A Day on Uranus Just Got Slightly Longer, Thanks to More Accurate Measurements

Recent advancements in the measurement of Uranus's rotation have provided scientists with a new understanding of the gas giant, extending the length of its day by 28 seconds. This revelation stems from research conducted by Laurent Lamy and his team at the Paris Observatory, utilizing data from the Hubble Space Telescope to gauge the evolution of Uranus’s magnetic poles. Previously, the measurement of a full rotation was determined using Voyager 2 data, recorded back in 1986. The original estimate clocked in at 17 hours, 14 minutes, and 24 seconds, with a significant margin of error due to the planet’s extreme weather conditions, namely, turbulent wind storms that hinder direct measurement of rotation.
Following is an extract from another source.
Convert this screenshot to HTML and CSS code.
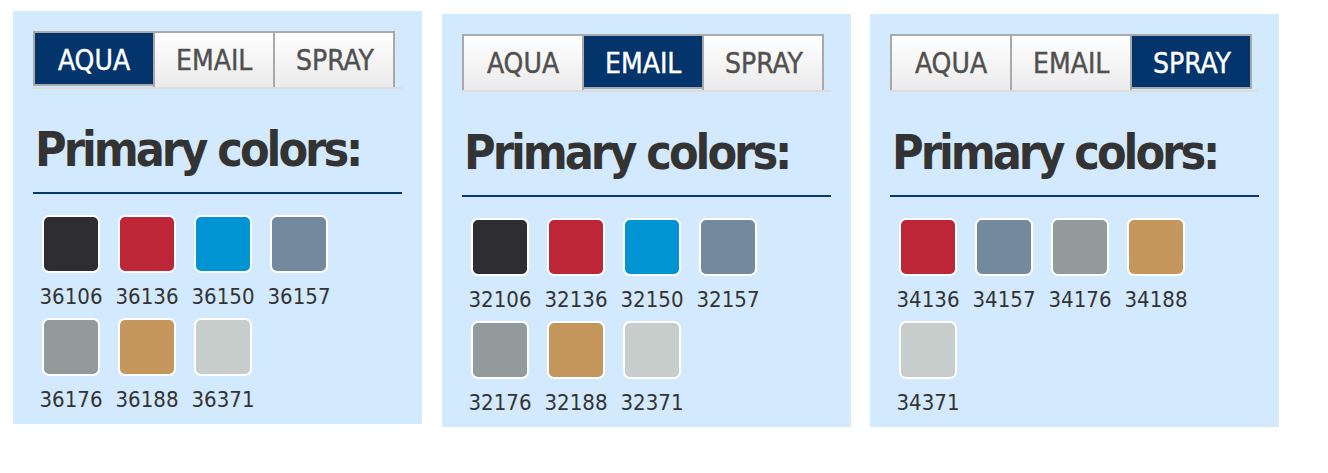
FILE: index.html
```html
<!DOCTYPE html>
<html>
<head>
<meta charset="utf-8">
<link rel="stylesheet" href="styles.css">
</head>
<body>
<div class="row">
  <section class="panel">
    <div class="tabs">
      <div class="tab tab--active">AQUA</div>
      <div class="tab">EMAIL</div>
      <div class="tab">SPRAY</div>
    </div>
    <h2 class="title">Primary colors:</h2>
    <div class="swatches">
      <div class="item"><div class="chip c-black"></div><div class="code">36106</div></div>
      <div class="item"><div class="chip c-red"></div><div class="code">36136</div></div>
      <div class="item"><div class="chip c-blue"></div><div class="code">36150</div></div>
      <div class="item"><div class="chip c-slate"></div><div class="code">36157</div></div>
      <div class="item"><div class="chip c-grey"></div><div class="code">36176</div></div>
      <div class="item"><div class="chip c-gold"></div><div class="code">36188</div></div>
      <div class="item"><div class="chip c-light"></div><div class="code">36371</div></div>
    </div>
  </section>
  <section class="panel panel--low">
    <div class="tabs">
      <div class="tab">AQUA</div>
      <div class="tab tab--active">EMAIL</div>
      <div class="tab">SPRAY</div>
    </div>
    <h2 class="title">Primary colors:</h2>
    <div class="swatches">
      <div class="item"><div class="chip c-black"></div><div class="code">32106</div></div>
      <div class="item"><div class="chip c-red"></div><div class="code">32136</div></div>
      <div class="item"><div class="chip c-blue"></div><div class="code">32150</div></div>
      <div class="item"><div class="chip c-slate"></div><div class="code">32157</div></div>
      <div class="item"><div class="chip c-grey"></div><div class="code">32176</div></div>
      <div class="item"><div class="chip c-gold"></div><div class="code">32188</div></div>
      <div class="item"><div class="chip c-light"></div><div class="code">32371</div></div>
    </div>
  </section>
  <section class="panel panel--low panel--last">
    <div class="tabs">
      <div class="tab">AQUA</div>
      <div class="tab">EMAIL</div>
      <div class="tab tab--active">SPRAY</div>
    </div>
    <h2 class="title">Primary colors:</h2>
    <div class="swatches">
      <div class="item"><div class="chip c-red"></div><div class="code">34136</div></div>
      <div class="item"><div class="chip c-slate"></div><div class="code">34157</div></div>
      <div class="item"><div class="chip c-grey"></div><div class="code">34176</div></div>
      <div class="item"><div class="chip c-gold"></div><div class="code">34188</div></div>
      <div class="item"><div class="chip c-light"></div><div class="code">34371</div></div>
    </div>
  </section>
</div>
</body>
</html>
```
FILE: styles.css
```css
html, body {
  margin: 0;
  padding: 0;
  background: #ffffff;
}
body {
  font-family: "DejaVu Sans Condensed", "DejaVu Sans", sans-serif;
  font-stretch: condensed;
  color: #333333;
}
.row {
  display: flex;
  align-items: flex-start;
  gap: 20px;
  padding: 11px 0 0 13px;
}
.panel {
  width: 409px;
  box-sizing: border-box;
  background: #d3e9fd;
  padding: 20px 20px 11px 20px;
}
.panel--low {
  margin-top: 3px;
}
.panel--last {
  margin-left: -1px;
}
.tabs {
  display: flex;
  align-items: flex-start;
  border-bottom: 2px solid #dcdcdc;
}
.tab {
  width: 122px;
  box-sizing: border-box;
  border: 2px solid #a9a9a9;
  border-bottom: 0;
  padding: 12px 21px 11px 21px;
  line-height: 31px;
  font-size: 28px;
  text-align: center;
  white-space: nowrap;
  color: #505050;
  -webkit-text-stroke: 0.4px currentColor;
  background: linear-gradient(#ffffff, #ebebeb);
}
.tab + .tab {
  margin-left: -2px;
}
.tab--active {
  position: relative;
  z-index: 1;
  border-bottom: 2px solid #a9a9a9;
  padding-bottom: 8px;
  background: #03346b;
  color: #ffffff;
}
.title {
  margin: 32px 0 0 0;
  padding: 0 0 15px 2px;
  border-bottom: 2px solid #06386b;
  font-size: 48px;
  line-height: 56px;
  font-weight: bold;
  letter-spacing: -3px;
  color: #333333;
}
.swatches {
  display: grid;
  grid-template-columns: repeat(4, 76px);
  row-gap: 8px;
  margin-top: 21px;
}
.item {
  display: flex;
  flex-direction: column;
  align-items: center;
}
.chip {
  width: 58px;
  height: 58px;
  box-sizing: border-box;
  border: 2px solid #ffffff;
  border-radius: 7px;
  margin-bottom: 11px;
}
.code {
  font-size: 22px;
  line-height: 26px;
  color: #333333;
}
.c-black { background: #2e2d32; }
.c-red { background: #bd2636; }
.c-blue { background: #0094d2; }
.c-slate { background: #738a9e; }
.c-grey { background: #929a9c; }
.c-gold { background: #c6975c; }
.c-light { background: #c7cdca; }
```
A more precise measurement now suggests that a day on Uranus lasts 17 hours, 14 minutes, and 52 seconds. This updated figure is particularly notable as it improves the accuracy of the rotational measurements by 1,000 times, greatly reducing the margin of error to a fraction of a second. This accuracy is paramount as it enhances the planning of future missions aimed at further exploring Uranus and potentially deploying probes to study its atmospherical dynamics and other characteristics. Experts have highlighted the ingenuity of the technique employed by Lamy and his colleagues, with Tim Bedding from the University of Sydney describing it as 'very clever.' However, he also cautions that although the new measurement is critically more precise, the difference in time duration from the earlier measurement is not substantial. Nonetheless, this advancement ensures that the new measurement can be relied upon for mission planning over the coming decades, allowing for precision in identifying potential probe orbits and entry points into the planet's atmosphere. This research illustrates the continuous quest for knowledge within the astronomical community, where precise measurements greatly influence the feasibility of ambitious exploratory missions. By tracking Uranus's magnetic poles over the past decade through the observations from Hubble, researchers have managed to not only gain new insights into the planet's characteristics but also strengthen the foundation for exploring more of our solar system’s enigmatic giants. As we push the boundaries of our understanding, such crucial advancements underscore the importance of precision in space exploration and planning.